Direction. Restate the data exactly as given and keep the pictures out.

Exercise materials.
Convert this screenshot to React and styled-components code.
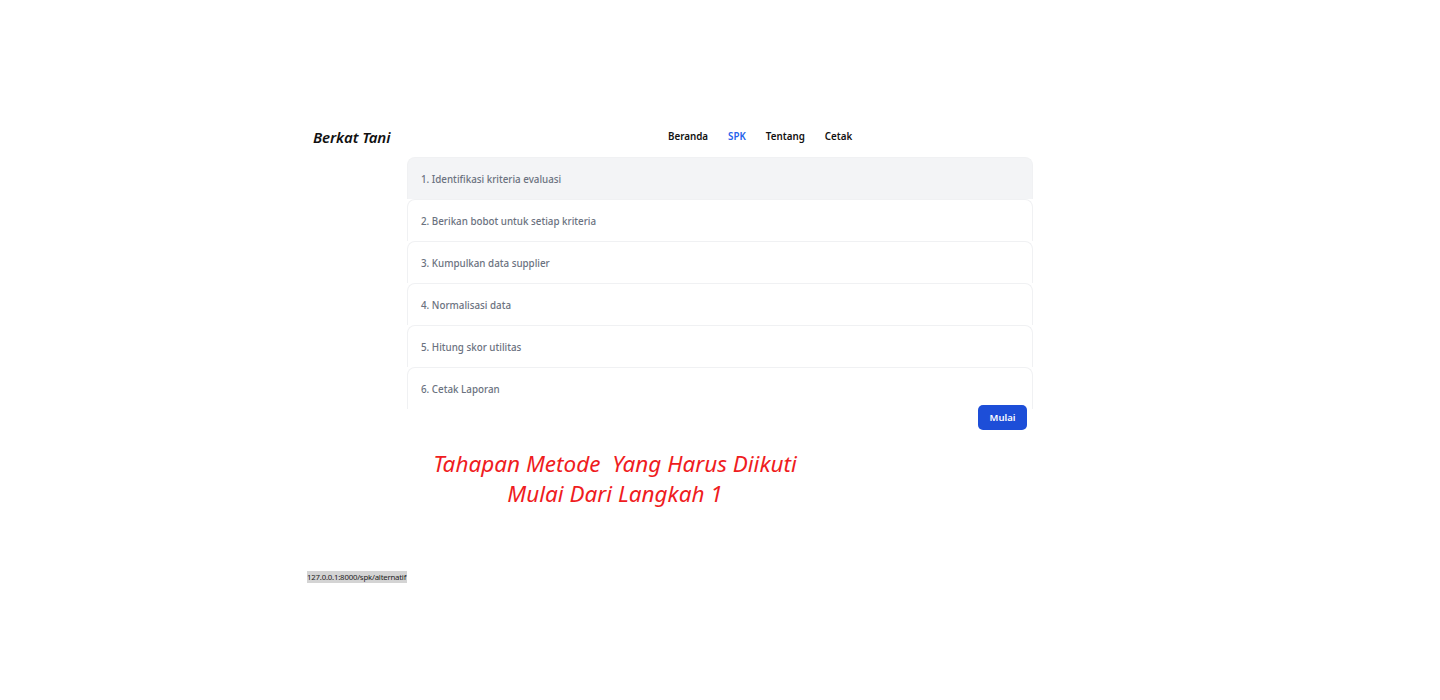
import React from 'react'
import { styled, createGlobalStyle } from 'styled-components'

const GlobalStyle = createGlobalStyle`
  html, body {
    margin: 0;
    padding: 0;
    background: #ffffff;
    font-family: "Noto Sans", "Open Sans", sans-serif;
  }
`

const steps = [
    '1. Identifikasi kriteria evaluasi',
    '2. Berikan bobot untuk setiap kriteria',
    '3. Kumpulkan data supplier',
    '4. Normalisasi data',
    '5. Hitung skor utilitas',
    '6. Cetak Laporan',
]

const navLinks = [
    { label: 'Beranda' },
    { label: 'SPK', active: true },
    { label: 'Tentang' },
    { label: 'Cetak' },
]

const Page = styled.div`
    width: 1440px;
    height: 700px;
    padding-top: 123px;
    box-sizing: border-box;
    overflow: hidden;
`

const Header = styled.header`
    display: flex;
    align-items: center;
    padding-left: 313px;
    height: 27px;
`

const Logo = styled.div`
    width: 80px;
    font-size: 15px;
    font-weight: 600;
    font-style: italic;
    color: #111111;
    letter-spacing: -0.1px;
`

const Nav = styled.nav`
    display: flex;
    gap: 20px;
    margin-left: 275px;
`

const NavLink = styled.a`
    font-size: 9.8px;
    font-weight: 600;
    color: ${(p) => (p.$active ? '#2563eb' : '#111111')};
    text-decoration: none;
`

const Main = styled.div`
    width: 626px;
    margin-left: 407px;
    margin-top: 7px;
`

const StepList = styled.div`
    display: flex;
    flex-direction: column;
    height: 252px;
    overflow: hidden;
`

const Step = styled.div`
    flex: 0 0 42px;
    display: flex;
    align-items: center;
    box-sizing: border-box;
    padding: 2px 0 0 13px;
    border: 1px solid #f0f1f3;
    border-bottom: none;
    border-radius: 8px 8px 0 0;
    background: ${(p) => (p.$active ? '#f3f4f6' : '#ffffff')};
    font-size: 9.8px;
    font-weight: 500;
    color: #6b7280;
`

const Actions = styled.div`
    display: flex;
    justify-content: flex-end;
    padding-right: 6px;
    margin-top: -4px;
`

const StartButton = styled.button`
    width: 49px;
    height: 25px;
    border: none;
    border-radius: 5px;
    background: #1d4ed8;
    color: #ffffff;
    font-family: inherit;
    font-size: 9.5px;
    font-weight: 600;
    padding: 0;
`

const Note = styled.div`
    width: 416px;
    margin: 19px 0 0 407px;
    text-align: center;
    font-size: 22.5px;
    line-height: 30px;
    font-style: italic;
    font-weight: 400;
    color: #ef1c21;
    white-space: pre;
`

const StatusBar = styled.div`
    display: inline-block;
    margin: 62px 0 0 307px;
    padding: 0 1px 0 0;
    background: #d4d4d4;
    font-size: 7.8px;
    line-height: 12px;
    color: #222222;
    letter-spacing: -0.2px;
`

const App = () => {
    return (
        <Page>
            <GlobalStyle />
            <Header>
                <Logo>Berkat Tani</Logo>
                <Nav>
                    {navLinks.map((l) => (
                        <NavLink key={l.label} $active={l.active}>{l.label}</NavLink>
                    ))}
                </Nav>
            </Header>

            <Main>
                <StepList>
                    {steps.map((s, i) => (
                        <Step key={s} $active={i === 0}>{s}</Step>
                    ))}
                </StepList>
                <Actions>
                    <StartButton>Mulai</StartButton>
                </Actions>
            </Main>

            <Note>{'Tahapan Metode  Yang Harus Diikuti\nMulai Dari Langkah 1'}</Note>

            <StatusBar>127.0.0.1:8000/spk/alternatif</StatusBar>
        </Page>
    )
}

export default App
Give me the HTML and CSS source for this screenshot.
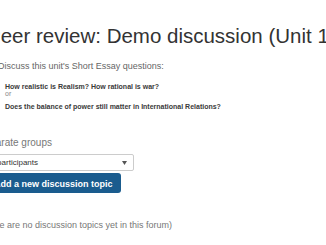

Result of this task.
Convert this screenshot to React and styled-components code.
import React from 'react'
import { styled, createGlobalStyle } from 'styled-components'

const GlobalStyle = createGlobalStyle`
  html, body {
    margin: 0;
    padding: 0;
    background: #ffffff;
    font-family: "Noto Sans", "Open Sans", sans-serif;
  }
`

const steps = [
    '1. Identifikasi kriteria evaluasi',
    '2. Berikan bobot untuk setiap kriteria',
    '3. Kumpulkan data supplier',
    '4. Normalisasi data',
    '5. Hitung skor utilitas',
    '6. Cetak Laporan',
]

const navLinks = [
    { label: 'Beranda' },
    { label: 'SPK', active: true },
    { label: 'Tentang' },
    { label: 'Cetak' },
]

const Page = styled.div`
    width: 1440px;
    height: 700px;
    padding-top: 123px;
    box-sizing: border-box;
    overflow: hidden;
`

const Header = styled.header`
    display: flex;
    align-items: center;
    padding-left: 313px;
    height: 27px;
`

const Logo = styled.div`
    width: 80px;
    font-size: 15px;
    font-weight: 600;
    font-style: italic;
    color: #111111;
    letter-spacing: -0.1px;
`

const Nav = styled.nav`
    display: flex;
    gap: 20px;
    margin-left: 275px;
`

const NavLink = styled.a`
    font-size: 9.8px;
    font-weight: 600;
    color: ${(p) => (p.$active ? '#2563eb' : '#111111')};
    text-decoration: none;
`

const Main = styled.div`
    width: 626px;
    margin-left: 407px;
    margin-top: 7px;
`

const StepList = styled.div`
    display: flex;
    flex-direction: column;
    height: 252px;
    overflow: hidden;
`

const Step = styled.div`
    flex: 0 0 42px;
    display: flex;
    align-items: center;
    box-sizing: border-box;
    padding: 2px 0 0 13px;
    border: 1px solid #f0f1f3;
    border-bottom: none;
    border-radius: 8px 8px 0 0;
    background: ${(p) => (p.$active ? '#f3f4f6' : '#ffffff')};
    font-size: 9.8px;
    font-weight: 500;
    color: #6b7280;
`

const Actions = styled.div`
    display: flex;
    justify-content: flex-end;
    padding-right: 6px;
    margin-top: -4px;
`

const StartButton = styled.button`
    width: 49px;
    height: 25px;
    border: none;
    border-radius: 5px;
    background: #1d4ed8;
    color: #ffffff;
    font-family: inherit;
    font-size: 9.5px;
    font-weight: 600;
    padding: 0;
`

const Note = styled.div`
    width: 416px;
    margin: 19px 0 0 407px;
    text-align: center;
    font-size: 22.5px;
    line-height: 30px;
    font-style: italic;
    font-weight: 400;
    color: #ef1c21;
    white-space: pre;
`

const StatusBar = styled.div`
    display: inline-block;
    margin: 62px 0 0 307px;
    padding: 0 1px 0 0;
    background: #d4d4d4;
    font-size: 7.8px;
    line-height: 12px;
    color: #222222;
    letter-spacing: -0.2px;
`

const App = () => {
    return (
        <Page>
            <GlobalStyle />
            <Header>
                <Logo>Berkat Tani</Logo>
                <Nav>
                    {navLinks.map((l) => (
                        <NavLink key={l.label} $active={l.active}>{l.label}</NavLink>
                    ))}
                </Nav>
            </Header>

            <Main>
                <StepList>
                    {steps.map((s, i) => (
                        <Step key={s} $active={i === 0}>{s}</Step>
                    ))}
                </StepList>
                <Actions>
                    <StartButton>Mulai</StartButton>
                </Actions>
            </Main>

            <Note>{'Tahapan Metode  Yang Harus Diikuti\nMulai Dari Langkah 1'}</Note>

            <StatusBar>127.0.0.1:8000/spk/alternatif</StatusBar>
        </Page>
    )
}

export default App
Give me the HTML and CSS source for this screenshot.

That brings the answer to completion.